Every one of the passwords in this file is one all-lowercase word taken randomly from this file of words.
For your debugging assistance: the password for "jondich" is "marmot".
You can load the words file into a python list quickly using this line:
words = [line.strip().lower() for line in open('words.txt')]
Working in python3 means that you have to do some pretty nutty type conversions between the password string and the hash value, etc. Here's a short sample program to help you get started.
You can time a Unix command-line program by putting "time " in front of the command (like "time python yourprogram.py"). It produces output like this:
real 0m0.022s user 0m0.002s sys 0m0.006s
(This was the output for "ls", so the numbers are very small.) There's a nice description of the meaning of this output on stackoverflow, not surprisingly. When you report times, you should report user time.

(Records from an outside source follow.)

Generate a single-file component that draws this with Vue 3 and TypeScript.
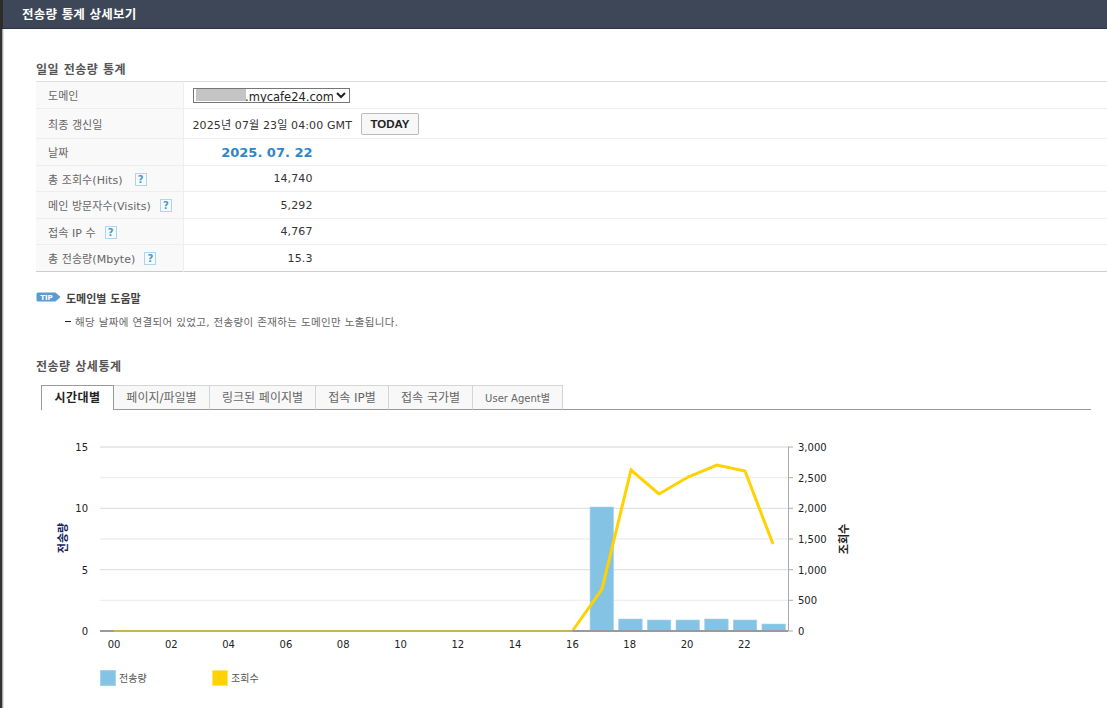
<script setup lang="ts">
interface Row { label: string; value: string }
const rows: Row[] = [
  { label: '총 조회수(Hits)', value: '14,740' },
  { label: '메인 방문자수(Visits)', value: '5,292' },
  { label: '접속 IP 수', value: '4,767' },
  { label: '총 전송량(Mbyte)', value: '15.3' },
]
const tabs = ['시간대별', '페이지/파일별', '링크된 페이지별', '접속 IP별', '접속 국가별', 'User Agent별']
const hx = (h: number) => 114 + 28.65 * h
const grid = [447, 477.7, 508.3, 539, 569.7, 600.3]
const leftTicks = [{ t: '15', y: 447 }, { t: '10', y: 508.3 }, { t: '5', y: 569.7 }, { t: '0', y: 631 }]
const rightTicks = [
  { t: '3,000', y: 447 }, { t: '2,500', y: 477.7 }, { t: '2,000', y: 508.3 }, { t: '1,500', y: 539 },
  { t: '1,000', y: 569.7 }, { t: '500', y: 600.3 }, { t: '0', y: 631 },
]
const hours = Array.from({ length: 12 }, (_, i) => i * 2)
const bars = [
  { h: 17, top: 507 }, { h: 18, top: 619 }, { h: 19, top: 620 }, { h: 20, top: 620 },
  { h: 21, top: 619 }, { h: 22, top: 620 }, { h: 23, top: 624 },
]
const linePts = [
  [hx(16), 631], [602, 589], [631, 470], [659, 494], [688, 477], [717, 465], [745, 471], [773, 544],
].map((p) => p.join(',')).join(' ')
</script>

<template>
  <div class="page">
    <header class="topbar"><h1>전송량 통계 상세보기</h1></header>
    <main class="content">
      <h2 class="section first">일일 전송량 통계</h2>
      <table class="stats">
        <tbody>
          <tr class="r27">
            <th>도메인</th>
            <td>
              <span class="selwrap">
                <select class="domain"><option>&nbsp;&nbsp;&nbsp;&nbsp;&nbsp;&nbsp;&nbsp;&nbsp;&nbsp;&nbsp;&nbsp;&nbsp;&nbsp;.mycafe24.com</option></select>
                <i class="mask"></i>
              </span>
            </td>
          </tr>
          <tr class="r30">
            <th>최종 갱신일</th>
            <td><span class="updated">2025년 07월 23일 04:00 GMT</span><button class="today">TODAY</button></td>
          </tr>
          <tr class="r27">
            <th>날짜</th>
            <td><div class="val date">2025. 07. 22</div></td>
          </tr>
          <tr v-for="r in rows" :key="r.label" class="metric">
            <th>{{ r.label }}<span class="help">?</span></th>
            <td><div class="val">{{ r.value }}</div></td>
          </tr>
        </tbody>
      </table>

      <div class="tip">
        <svg class="tipicon" width="25" height="10" viewBox="0 0 25 10">
          <path d="M2 .5H19.500L24.500 5 19.500 9.500H2Q.5 9.500 .5 8V2Q.5 .5 2 .5Z" fill="#5b9bd1" />
          <text x="10.500" y="7.500" text-anchor="middle" class="tiptext">TIP</text>
        </svg>
        <strong>도메인별 도움말</strong>
      </div>
      <p class="note"><i class="dash"></i>해당 날짜에 연결되어 있었고, 전송량이 존재하는 도메인만 노출됩니다.</p>

      <h2 class="section second">전송량 상세통계</h2>
      <nav class="tabs">
        <a v-for="(t, i) in tabs" :key="t" class="tab" :class="[{ active: i === 0 }, 't' + i]">{{ t }}</a>
      </nav>
    </main>

    <svg class="chart" width="1107" height="298" viewBox="0 410 1107 298">
      <g class="gridlines">
        <line v-for="y in grid" :key="y" x1="100" x2="788" :y1="y" :y2="y" />
      </g>
      <line x1="788.500" x2="788.500" y1="447" y2="631" stroke="#aaa" />
      <line v-for="t in rightTicks" :key="t.t" x1="788" x2="793" :y1="t.y" :y2="t.y" stroke="#aaa" />
      <rect v-for="b in bars" :key="b.h" :x="hx(b.h) - 11" :y="b.top" width="23.500" :height="631 - b.top" fill="#85c3e4" stroke="#a5d3ec" stroke-width=".6" />
      <polyline :points="linePts" fill="none" stroke="#ffd200" stroke-width="3" stroke-linejoin="miter" />
      <line x1="100" x2="788" y1="631" y2="631" stroke="#9a9a9a" stroke-width="2" />
      <line :x1="hx(0)" :x2="hx(16)" y1="631" y2="631" stroke="#c9b455" stroke-width="2" />
      <text v-for="t in leftTicks" :key="'l' + t.t" x="88" :y="t.y + 4" text-anchor="end" class="tick">{{ t.t }}</text>
      <text v-for="t in rightTicks" :key="'r' + t.t" x="798" :y="t.y + 4" class="tick">{{ t.t }}</text>
      <text v-for="h in hours" :key="h" :x="hx(h)" y="648" text-anchor="middle" class="tick">{{ String(h).padStart(2, '0') }}</text>
      <text transform="translate(67 538) rotate(-90)" text-anchor="middle" class="axis navy">전송량</text>
      <text transform="translate(848 539) rotate(-90)" text-anchor="middle" class="axis">조회수</text>
      <rect x="100.500" y="670.500" width="15" height="15" fill="#85c3e4" stroke="#a5d3ec" />
      <text x="119" y="682" class="legend">전송량</text>
      <rect x="212.500" y="670.500" width="15" height="15" fill="#ffd200" stroke="#ffe36a" />
      <text x="231" y="682" class="legend">조회수</text>
    </svg>
  </div>
</template>

<style>
html, body { margin: 0; background: #fff; overflow: hidden; }
</style>

<style scoped>
.page {
  width: 1107px;
  height: 708px;
  overflow: hidden;
  box-sizing: border-box;
  padding-left: 3px;
  background: linear-gradient(90deg, #333 0, #333 1.500px, #8a8a8a 2px, #c8c8c8 3px, #fff 4px);
  font-family: "DejaVu Sans", "Noto Sans CJK KR", sans-serif;
  font-size: 11px;
  color: #333;
}
.topbar {
  height: 29px;
  background: #3d4757;
  border-bottom: 1px solid #2c3541;
  box-shadow: -3px 0 0 #2c2c2c;
  box-sizing: border-box;
  padding-left: 19px;
}
.topbar h1 {
  margin: 0;
  font-size: 12.500px;
  line-height: 30px;
  font-weight: 700;
  color: #fff;
  letter-spacing: .2px;
}
.content { padding-left: 33px; }
.section {
  margin: 0;
  font-size: 12px;
  font-weight: 700;
  color: #555;
  line-height: 14px;
  letter-spacing: .5px;
}
.first { padding-top: 34px; height: 18px; }
.stats {
  width: 1071px;
  border-collapse: collapse;
  table-layout: fixed;
  border-top: 1px solid #ddd;
  border-bottom: 1px solid #ccc;
}
.stats th {
  width: 147px;
  box-sizing: border-box;
  background: #f9f9f9;
  border-right: 1px solid #eee;
  border-bottom: 1px solid #eee;
  padding: 0 0 0 12px;
  text-align: left;
  font-weight: 400;
  color: #666;
  font-size: 11px;
  letter-spacing: .06px;
}
.stats td {
  border-bottom: 1px solid #eee;
  padding: 0 0 0 9px;
  font-size: 11px;
  color: #333;
}
.stats tr:last-child th, .stats tr:last-child td { border-bottom: 0; }
.r27 { height: 27px; }
.r30 { height: 30px; }
.metric { height: 27px; }
.metric:nth-child(even) { height: 26px; }
.selwrap { position: relative; display: inline-block; vertical-align: middle; }
.domain {
  width: 157px;
  height: 15px;
  padding: 0;
  display: block;
  font-family: inherit;
  font-size: 11.500px;
  color: #222;
  background: #fff;
  border: 1px solid #767676;
  border-radius: 0;
}
.mask {
  position: absolute;
  left: 3px;
  top: 1px;
  width: 50px;
  height: 12px;
  background: #c4c4c4;
}
.updated { vertical-align: middle; letter-spacing: .12px; }
.today {
  margin-left: 9px;
  width: 58px;
  height: 22px;
  padding: 0;
  vertical-align: middle;
  font-family: "Liberation Sans", sans-serif;
  font-weight: 700;
  font-size: 11.500px;
  color: #222;
  background: #f7f7f7;
  border: 1px solid #bbb;
  border-radius: 2px;
}
.val { width: 120px; text-align: right; letter-spacing: .1px; }
.date { font-weight: 700; font-size: 13px; color: #2f86c9; letter-spacing: 0; }
.help {
  display: inline-block;
  width: 10px;
  height: 11px;
  line-height: 11px;
  margin-left: 9px;
  border: 1px solid #a9d6f0;
  text-align: center;
  font-size: 10px;
  font-weight: 700;
  color: #4a9ad0;
  vertical-align: 1px;
}
.metric:nth-child(4) .help { margin-left: 12px; }
.tip { display: flex; align-items: center; height: 14px; margin-top: 19px; gap: 5px; }
.tipicon { display: block; margin-top: -2px; }
.tiptext { font-size: 7px; font-weight: 700; fill: #fff; }
.tip strong { font-size: 11px; font-weight: 700; color: #444; }
.note {
  margin: 10px 0 0 29px;
  font-size: 10.500px;
  line-height: 14px;
  color: #666;
  position: relative;
  letter-spacing: .35px;
  padding-left: 10px;
}
.dash { position: absolute; left: 0; top: 6px; width: 6px; height: 1px; background: #222; }
.second { margin-top: 31px; }
.tabs {
  display: flex;
  margin: 11px 0 0 5px;
  width: 1050px;
  height: 25px;
  box-sizing: border-box;
  border-bottom: 1px solid #999;
}
.tab {
  box-sizing: border-box;
  height: 25px;
  line-height: 25px;
  text-align: center;
  background: #f8f8f8;
  border: 1px solid #d5d5d5;
  border-bottom: 1px solid #999;
  border-left: 0;
  color: #666;
  font-size: 12px;
}
.tab.active {
  background: #fff;
  color: #222;
  font-weight: 700;
  border: 1px solid #999;
  border-bottom: 0;
  letter-spacing: .4px;
}
.t0 { width: 73px; }
.t1 { width: 96px; }
.t2 { width: 106px; }
.t3 { width: 73px; }
.t4 { width: 84px; }
.t5 { width: 90px; font-size: 10px; }
.chart { display: block; margin-left: -3px; }
.gridlines line { stroke: #e2e2e2; stroke-width: 1.300; }
.gridlines line:nth-child(even) { stroke: #eeeeee; }
.tick { font-size: 10px; fill: #222; }
.axis { font-size: 11px; font-weight: 700; fill: #222; }
.navy { fill: #14225a; }
.legend { font-size: 10px; fill: #555; }
</style>
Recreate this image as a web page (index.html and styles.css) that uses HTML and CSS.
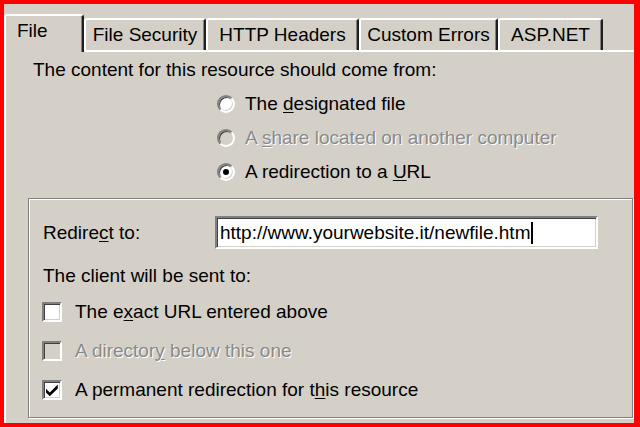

Part 2: Unsalted two-word passwords

Same task as Part 1, but using example password file #2. This time, all the passwords are two random words concatenated (e.g. "cowgecko"). The password for jondich is still "marmot".

Part 3: Salted passwords

Now, let's switch to a slightly different password file format:

jondich:$5$e75fa822$8a604057b98aff07885d29eea97e885e::0:99999:7:::

For this phase, use example password file #3. The passwords in this file are one-word passwords as in Part 1.

In the hash field, we have an 8-digit hexadecimal number known as "salt", then a dollar sign, and then the hash of the salt concatenated with the password (i.e. H(salt || pw)). As before, the "jondich" password is "marmot", so you can use that to check your hash computation code. Also, as before, the hash function we're using is SHA-256.

(WARNING: This hashing technique is designed to introduce you to the basic idea of salted passwords. However, the technique and salt sizes used here are not ready for prime-time. There are a couple more steps we need to take—longer salts, multiple rounds of hashing, etc.—before we're getting close to best practice for password storage.)

As in parts 1 and 2:

Figure out as many of the passwords as possible
Collect timing information (see What to hand in below for details)

Part 4: password-cracking software

There are many password-cracking software packages out there in the world for use by ethical and not-so-ethical hackers. Two of the most popular are hashcat and john the ripper.

For this part of the assignment, read up on one of these tools and then use it to crack the passwords from part 3 above.

NOTE: Sometimes, you need to modify the file format to use hashcat or john on a set of password hashes. Making sure your file format works is part of the job for Part 4.

What to hand in?

In your "passwords" folder, put:

Your source code in a program named passwords.py
A file for Part 1 named cracked1.txt, consisting of lines of the form "username:password", like

jondich:marmot

for each of the passwords you discovered.
A file for Part 2 named cracked2.txt, using the same format as cracked1.txt.
A file for Part 3 named cracked3.txt, using the same format as cracked1.txt.
A file named summary.txt, showing:

Part 1 Total time: [user time from a "time" command] Number of hashes computed: [count of the # of hashes computed] Passwords cracked: [number cracked] Time per hash computed: [seconds per hash] Time per password cracked: [seconds per password] Passwords cracked per number of hashes computed: [passwords per hash] Part 2 Total time: [user time from a "time" command] Number of hashes computed: [count of the # of hashes computed] Passwords cracked: [number cracked] Time per hash computed: [seconds per hash] Time per password cracked: [seconds per password] Passwords cracked per number of hashes computed: [passwords per hash] Part 3 Total time: [user time from a "time" command] Number of hashes computed: [count of the # of hashes computed] Passwords cracked: [number cracked] Time per hash computed: [seconds per hash] Time per password cracked: [seconds per password] Passwords cracked per number of hashes computed: [passwords per hash] Part 4 Which software did you use? What commands did you issue to do your password-cracking? How many passwords did you crack? How long did it take? Analysis: - Did your time per hash computed change between phases? By what factor? Why? - Did your time per password crack change between phases? By what factor? Why? - Suppose you wanted to precompute all the hashes for each possible password so you could just look up the password in a table indexed by the hash. How much memory would be required for each phase? - How well did hashcat or john do compared to your python program? Give details. - Give 3-4 reasons we should store password hashes and not the passwords themselves. Think in terms of threats, who the attackers might be, etc.

A couple clarifications

For the memory question in summary.txt, as a rough estimate you may assume:
- Each hash string is 32 bytes long.
- Each password is 16 bytes long.
- Each mapping of a hash to a password takes up an additional 32 bytes of overhead beyond the space required to store the hash and the password.
How many passwords do you need to crack for Parts 2, 3, and 4 to get those points' worth of credit?

For Part 2, I'm going to say 50 passwords is sufficient. With a reasonable approach in python, you should be able to pull this off within an hour or two of runtime.

For Parts 3 and 4, I'm running some tests of my own right now. I'll edit this paragraph once I have clarity.